このような「大俳句形式」を前提とした技術革新は、簡単に類型化されてしまう傾向がある。新技術の創始者がどんなに悲壮な覚悟を抱いて変革を起こしても、生み出された新技術は、すぐに数多くある技法の一つとなってしまい、無数の亜流を生むのである。時には結社の形を取り、写生俳句がそうであるように、創始者の俳風を守り継ごうとするようになる。「大俳句形式」の恐ろしさは、新技術が決して作家独自の表現になることはなく、簡単に「形式化」されて俳句文学に飲み込まれていくことにある。だから『俳句史にみる表現革命』とは、初心者にとっては任意に選択できる俳句見本帳だとも言える。
俳句の微細な差異を読み取ることは、俳人に必須の修養である。しかしそれが「大俳句形式」内での差異に過ぎない以上、俳壇外の人に、トリビアルな俳句読解を「文学の問題」だと認知させるのは難しい。伝統派の俳人が俳句は575で季語を含む形式だといくら主張しても、非定型俳句は次々に生まれてくる。
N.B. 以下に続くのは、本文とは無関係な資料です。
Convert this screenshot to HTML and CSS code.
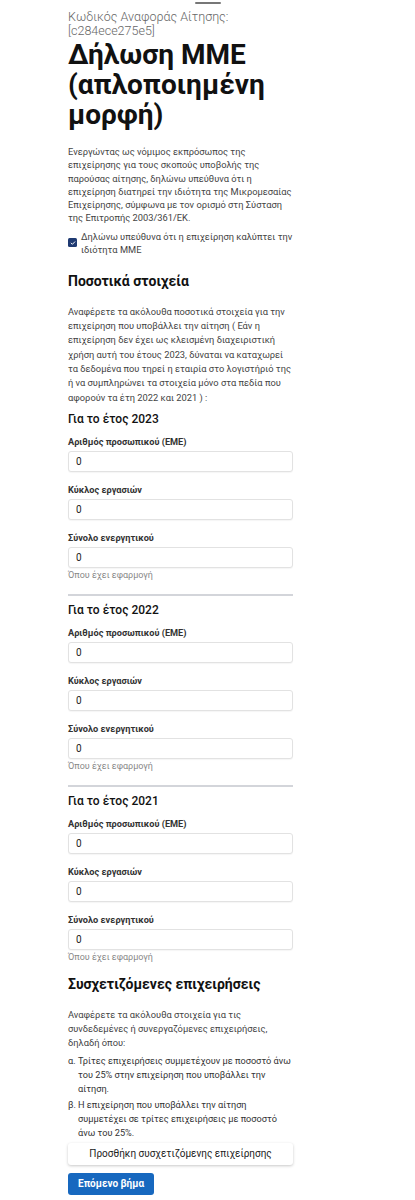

非定型俳句もまた俳句だとすれば、俳句文学の本質的な問題は、575で季語があるといった杓子定規な形式議論にはないことになる。俳壇外の人間が知りたがっているのは、重箱の隅をつつくような内向きの俳句議論ではなく、俳句文学の本質論である。
従って俳句を現代文学として認知させたいなら、俳人は俳壇内への視線と、俳壇外への視線を分けて考える必要がある。内部的にならどんなに微細な差異を論じてもかまわない。しかし外部に向けて俳句を語る時には、まず「俳句形式」自体を意識する必要がある。
冬銀河海より魚の遡り 阿部誠文
金魚咲く散華の飛天あまたゐて 同
雲海に月出て人魚泳ぎをり 同
竹伐つて竹の匂ひの故郷かな 瀬谷泰泉
束の間の赤き心や曼珠沙華 同
歩いても歩いても野は鰯雲 同
1月号では阿部誠文と瀬谷泰泉の作品が印象に残った。確かな作家性を感じ取れる句だと思う。